## What to produce
Without the pictures, extract every line from the start of the material to the line containing "import React from", both ends included.

══ Supplied material ══

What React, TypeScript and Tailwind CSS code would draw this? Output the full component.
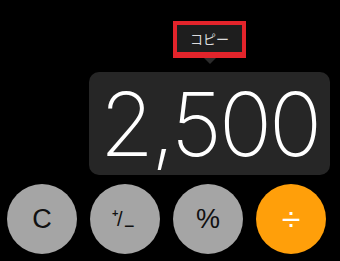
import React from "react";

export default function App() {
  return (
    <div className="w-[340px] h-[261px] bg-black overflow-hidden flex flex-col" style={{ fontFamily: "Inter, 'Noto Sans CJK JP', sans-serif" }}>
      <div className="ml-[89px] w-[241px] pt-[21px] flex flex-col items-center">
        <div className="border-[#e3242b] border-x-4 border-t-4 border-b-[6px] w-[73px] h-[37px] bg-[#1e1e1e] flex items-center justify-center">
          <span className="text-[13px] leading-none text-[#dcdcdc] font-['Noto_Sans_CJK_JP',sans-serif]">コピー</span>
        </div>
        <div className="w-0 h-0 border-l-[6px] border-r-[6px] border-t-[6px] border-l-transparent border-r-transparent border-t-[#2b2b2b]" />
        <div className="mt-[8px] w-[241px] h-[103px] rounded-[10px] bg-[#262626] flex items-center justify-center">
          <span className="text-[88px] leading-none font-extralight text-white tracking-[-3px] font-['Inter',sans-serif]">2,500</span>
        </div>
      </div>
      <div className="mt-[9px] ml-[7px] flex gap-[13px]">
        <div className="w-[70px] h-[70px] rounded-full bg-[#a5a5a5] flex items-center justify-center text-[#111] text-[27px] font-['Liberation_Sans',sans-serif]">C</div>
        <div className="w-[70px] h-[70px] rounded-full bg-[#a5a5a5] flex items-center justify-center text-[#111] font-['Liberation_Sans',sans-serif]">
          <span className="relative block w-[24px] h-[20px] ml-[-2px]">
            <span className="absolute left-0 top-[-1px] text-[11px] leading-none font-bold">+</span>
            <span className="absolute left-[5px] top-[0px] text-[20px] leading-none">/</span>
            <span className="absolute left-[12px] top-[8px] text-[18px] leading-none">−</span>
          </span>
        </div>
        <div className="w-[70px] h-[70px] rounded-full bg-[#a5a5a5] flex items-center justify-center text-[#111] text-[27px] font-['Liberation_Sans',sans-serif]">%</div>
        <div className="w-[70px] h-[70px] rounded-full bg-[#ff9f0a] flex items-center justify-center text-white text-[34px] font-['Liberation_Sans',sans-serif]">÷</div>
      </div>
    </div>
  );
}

═══

## Exercise result
What React, TypeScript and Tailwind CSS code would draw this? Output the full component.
import React from "react";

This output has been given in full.